I’ve been quick to judge anyone I saw walking in the street while staring at a phone. How could they be so oblivious to the cars about to hit them? I’ve told myself. Don’t they care about their own safety? But one day, while crossing the entrance to an alleyway, I was so engrossed in a text message, that I missed seeing a car at my left. Thankfully, the driver saw me and came to an abrupt stop. But I felt ashamed. All of my self-righteous finger-pointing came back to haunt me. I had judged others, only to do the same thing myself.
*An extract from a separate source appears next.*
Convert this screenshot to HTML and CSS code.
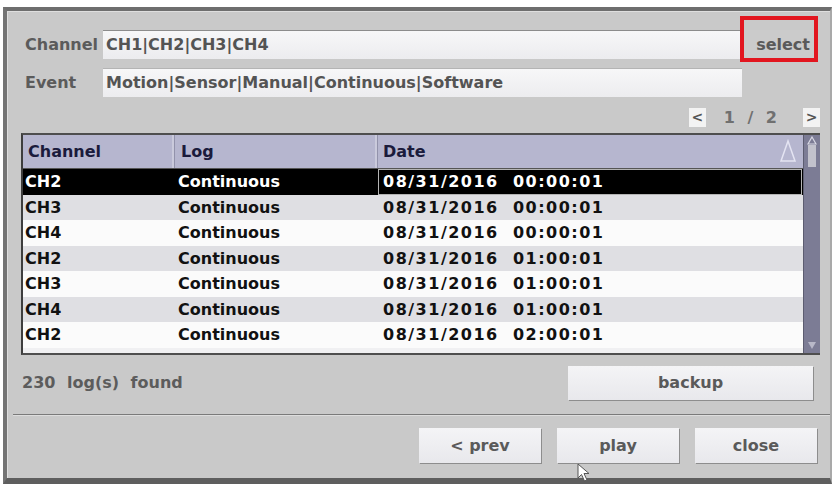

My hypocrisy is the kind of thinking that Jesus addressed in the Sermon on the Mount: “First take the plank out of your own eye, and then you will see clearly to remove the speck from your brother’s eye” (Matthew 7:5). I had a huge “plank”—a blind spot through which I judged others with my own impaired judgment.
“For in the same way you judge others, you will be judged,” Jesus also said (7:2). Recalling the disgusted look on the driver’s face that day, after having to make an abrupt stop when I walked in front of the car, I’m reminded of the disgusted looks I gave others engrossed in their phones.
None of us is perfect. But sometimes I forget that in my haste to judge others. We’re all in need of God’s grace.
Heavenly Father, please help me be quicker to console or encourage, and slower to judge someone else.
Be slow to judge others.
In today’s reading we see our Lord’s condemnation of a judgmental attitude. It’s remarkable how we can have a perfectionistic attitude toward others yet ignore the glaring faults we possess. The Pharisees of Jesus day were scathing in their attack on the sins of others while seemingly unaware of their own faults. In seeing the pretense of these hypocrites, Jesus gave a series of rebukes such as: “Woe to you, teachers of the law and Pharisees, you hypocrites! You clean the outside of the cup and dish, but inside they are full of greed and self-indulgence. Blind Pharisee! First clean the inside of the cup and dish, and then the outside also will be clean” (Matthew 23:25–26).
The Greek word hypocrite means “he that wears the mask” and was used of actors in plays. The private lives of hypocrites do not match the image they project for public view. The Christian walk should lead to greater integrity and transparency. To avoid hypocrisy, it’s essential that we confess our sin and rely on the Spirit to help us live holy lives (Galatians 5:16; Ephesians 5:18; 1 John 1:9).
In what ways can you become more gracious in your response to the behavior of others?